## Exercise brief
Tell how many lines contain the word "React". Reply with the number only.

## Data segment
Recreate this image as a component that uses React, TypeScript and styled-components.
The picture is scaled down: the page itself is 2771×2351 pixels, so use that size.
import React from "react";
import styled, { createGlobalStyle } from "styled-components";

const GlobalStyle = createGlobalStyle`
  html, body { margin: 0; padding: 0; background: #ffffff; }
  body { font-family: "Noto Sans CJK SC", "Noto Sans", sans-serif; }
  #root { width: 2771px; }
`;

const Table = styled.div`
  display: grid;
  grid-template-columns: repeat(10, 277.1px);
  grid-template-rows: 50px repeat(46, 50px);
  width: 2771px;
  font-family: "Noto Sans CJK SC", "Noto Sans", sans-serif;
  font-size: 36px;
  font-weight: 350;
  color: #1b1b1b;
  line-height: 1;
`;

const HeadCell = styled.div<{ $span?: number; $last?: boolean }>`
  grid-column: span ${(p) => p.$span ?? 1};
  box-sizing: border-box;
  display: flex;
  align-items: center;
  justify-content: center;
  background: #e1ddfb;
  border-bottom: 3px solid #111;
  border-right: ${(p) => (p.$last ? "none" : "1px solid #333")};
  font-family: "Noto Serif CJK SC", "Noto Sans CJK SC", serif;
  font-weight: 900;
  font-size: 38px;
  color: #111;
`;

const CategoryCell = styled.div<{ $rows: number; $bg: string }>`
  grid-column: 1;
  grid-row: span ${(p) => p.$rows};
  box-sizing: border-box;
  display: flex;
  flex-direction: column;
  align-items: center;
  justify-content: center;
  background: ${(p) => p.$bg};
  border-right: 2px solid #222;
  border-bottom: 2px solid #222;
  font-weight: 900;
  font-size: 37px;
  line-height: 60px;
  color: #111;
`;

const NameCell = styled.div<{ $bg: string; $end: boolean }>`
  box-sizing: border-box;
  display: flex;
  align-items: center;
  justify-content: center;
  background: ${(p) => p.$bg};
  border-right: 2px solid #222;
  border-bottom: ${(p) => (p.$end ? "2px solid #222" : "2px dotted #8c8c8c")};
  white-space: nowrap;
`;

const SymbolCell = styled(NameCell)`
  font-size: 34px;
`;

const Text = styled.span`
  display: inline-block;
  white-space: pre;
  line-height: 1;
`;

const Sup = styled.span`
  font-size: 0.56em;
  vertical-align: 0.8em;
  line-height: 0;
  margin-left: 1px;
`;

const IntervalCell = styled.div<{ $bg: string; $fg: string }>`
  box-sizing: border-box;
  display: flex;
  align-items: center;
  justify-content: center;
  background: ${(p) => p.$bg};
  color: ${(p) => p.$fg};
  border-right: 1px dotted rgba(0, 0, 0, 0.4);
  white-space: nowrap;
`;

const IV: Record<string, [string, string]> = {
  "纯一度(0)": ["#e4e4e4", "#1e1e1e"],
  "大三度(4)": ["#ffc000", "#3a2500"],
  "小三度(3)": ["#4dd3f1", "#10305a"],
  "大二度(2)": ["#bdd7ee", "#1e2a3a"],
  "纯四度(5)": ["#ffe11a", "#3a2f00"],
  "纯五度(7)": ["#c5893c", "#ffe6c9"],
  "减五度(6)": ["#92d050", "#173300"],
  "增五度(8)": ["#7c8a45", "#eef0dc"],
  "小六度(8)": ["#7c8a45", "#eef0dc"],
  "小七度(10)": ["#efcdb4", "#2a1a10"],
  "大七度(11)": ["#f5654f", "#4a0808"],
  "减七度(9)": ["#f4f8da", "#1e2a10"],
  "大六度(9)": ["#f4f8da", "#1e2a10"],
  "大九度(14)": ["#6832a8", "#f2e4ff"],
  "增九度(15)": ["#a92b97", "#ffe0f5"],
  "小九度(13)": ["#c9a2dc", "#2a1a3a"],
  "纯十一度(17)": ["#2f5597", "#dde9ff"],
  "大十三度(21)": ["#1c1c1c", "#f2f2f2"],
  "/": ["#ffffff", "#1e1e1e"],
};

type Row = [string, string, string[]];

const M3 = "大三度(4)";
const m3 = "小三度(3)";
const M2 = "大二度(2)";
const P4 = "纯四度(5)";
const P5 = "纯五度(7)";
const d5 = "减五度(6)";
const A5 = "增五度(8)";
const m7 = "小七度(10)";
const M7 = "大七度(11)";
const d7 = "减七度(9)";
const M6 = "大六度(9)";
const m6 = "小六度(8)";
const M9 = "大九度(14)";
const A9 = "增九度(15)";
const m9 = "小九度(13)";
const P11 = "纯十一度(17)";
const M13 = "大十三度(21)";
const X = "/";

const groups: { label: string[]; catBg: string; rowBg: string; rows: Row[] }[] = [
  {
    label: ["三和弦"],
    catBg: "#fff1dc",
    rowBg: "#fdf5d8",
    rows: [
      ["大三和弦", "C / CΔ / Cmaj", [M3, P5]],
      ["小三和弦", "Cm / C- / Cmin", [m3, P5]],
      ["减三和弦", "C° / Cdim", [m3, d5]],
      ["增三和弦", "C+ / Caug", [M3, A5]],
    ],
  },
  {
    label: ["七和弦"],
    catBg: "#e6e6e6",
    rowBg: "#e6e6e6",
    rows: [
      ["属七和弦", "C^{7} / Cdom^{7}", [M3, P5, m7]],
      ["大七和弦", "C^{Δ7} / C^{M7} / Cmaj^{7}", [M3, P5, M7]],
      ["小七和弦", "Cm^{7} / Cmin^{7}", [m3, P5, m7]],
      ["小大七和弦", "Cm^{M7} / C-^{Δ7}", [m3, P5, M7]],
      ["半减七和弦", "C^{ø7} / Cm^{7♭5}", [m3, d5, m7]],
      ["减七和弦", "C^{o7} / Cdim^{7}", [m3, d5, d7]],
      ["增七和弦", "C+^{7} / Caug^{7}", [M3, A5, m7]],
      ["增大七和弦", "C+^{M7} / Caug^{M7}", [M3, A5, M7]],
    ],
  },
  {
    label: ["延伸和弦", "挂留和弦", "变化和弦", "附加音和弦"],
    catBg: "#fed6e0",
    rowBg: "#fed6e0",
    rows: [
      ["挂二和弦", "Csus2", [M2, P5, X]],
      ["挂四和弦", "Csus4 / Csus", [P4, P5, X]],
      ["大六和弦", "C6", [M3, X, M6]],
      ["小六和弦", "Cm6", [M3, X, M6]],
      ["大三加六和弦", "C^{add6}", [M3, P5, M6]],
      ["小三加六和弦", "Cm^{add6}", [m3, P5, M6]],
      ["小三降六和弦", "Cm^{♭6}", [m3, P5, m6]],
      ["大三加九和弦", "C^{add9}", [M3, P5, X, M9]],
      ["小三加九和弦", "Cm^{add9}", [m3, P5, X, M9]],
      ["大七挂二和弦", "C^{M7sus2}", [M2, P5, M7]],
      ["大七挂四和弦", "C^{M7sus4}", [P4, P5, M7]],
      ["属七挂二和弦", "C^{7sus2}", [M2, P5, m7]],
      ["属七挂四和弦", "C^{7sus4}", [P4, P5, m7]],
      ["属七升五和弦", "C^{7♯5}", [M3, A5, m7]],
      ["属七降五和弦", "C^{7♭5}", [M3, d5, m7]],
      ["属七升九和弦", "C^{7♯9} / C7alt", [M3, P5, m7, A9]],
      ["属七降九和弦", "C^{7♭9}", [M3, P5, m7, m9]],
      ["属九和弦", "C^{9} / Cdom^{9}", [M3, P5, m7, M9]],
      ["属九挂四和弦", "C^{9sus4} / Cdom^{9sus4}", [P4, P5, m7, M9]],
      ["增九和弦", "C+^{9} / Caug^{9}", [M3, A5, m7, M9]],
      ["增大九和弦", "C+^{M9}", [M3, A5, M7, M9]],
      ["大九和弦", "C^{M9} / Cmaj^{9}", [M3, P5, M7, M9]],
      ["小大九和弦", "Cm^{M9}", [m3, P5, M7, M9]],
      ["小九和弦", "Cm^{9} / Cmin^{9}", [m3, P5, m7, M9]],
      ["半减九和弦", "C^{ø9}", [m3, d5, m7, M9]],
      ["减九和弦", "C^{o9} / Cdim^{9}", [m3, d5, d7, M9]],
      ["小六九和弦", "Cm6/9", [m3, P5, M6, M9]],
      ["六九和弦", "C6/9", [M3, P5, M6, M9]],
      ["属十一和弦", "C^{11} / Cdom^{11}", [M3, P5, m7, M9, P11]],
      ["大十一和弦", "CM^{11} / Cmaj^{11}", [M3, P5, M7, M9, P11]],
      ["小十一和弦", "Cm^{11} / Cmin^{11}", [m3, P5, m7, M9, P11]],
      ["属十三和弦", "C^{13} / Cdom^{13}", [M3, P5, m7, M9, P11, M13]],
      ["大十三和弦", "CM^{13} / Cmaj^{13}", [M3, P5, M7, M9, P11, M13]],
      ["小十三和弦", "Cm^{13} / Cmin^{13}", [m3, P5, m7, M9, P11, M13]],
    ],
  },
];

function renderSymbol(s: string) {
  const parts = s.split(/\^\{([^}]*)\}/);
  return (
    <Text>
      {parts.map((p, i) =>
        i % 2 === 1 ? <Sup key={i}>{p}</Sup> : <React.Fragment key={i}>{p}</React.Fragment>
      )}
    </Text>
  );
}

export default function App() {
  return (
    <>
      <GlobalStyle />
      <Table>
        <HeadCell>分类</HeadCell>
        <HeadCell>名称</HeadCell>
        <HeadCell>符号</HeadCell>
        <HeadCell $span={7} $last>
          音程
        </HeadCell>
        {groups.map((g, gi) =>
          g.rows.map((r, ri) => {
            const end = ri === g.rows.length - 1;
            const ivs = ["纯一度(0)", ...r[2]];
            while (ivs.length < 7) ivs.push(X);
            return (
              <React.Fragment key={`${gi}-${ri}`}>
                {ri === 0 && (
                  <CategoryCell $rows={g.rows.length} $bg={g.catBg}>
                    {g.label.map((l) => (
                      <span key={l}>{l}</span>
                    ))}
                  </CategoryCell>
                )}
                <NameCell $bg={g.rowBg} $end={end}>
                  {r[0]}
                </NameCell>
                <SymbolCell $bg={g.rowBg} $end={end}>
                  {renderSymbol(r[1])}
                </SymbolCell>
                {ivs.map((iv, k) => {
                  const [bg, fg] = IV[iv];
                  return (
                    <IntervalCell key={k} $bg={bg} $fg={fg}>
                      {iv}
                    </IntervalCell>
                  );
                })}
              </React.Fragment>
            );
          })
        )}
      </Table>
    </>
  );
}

## Answer to the task
5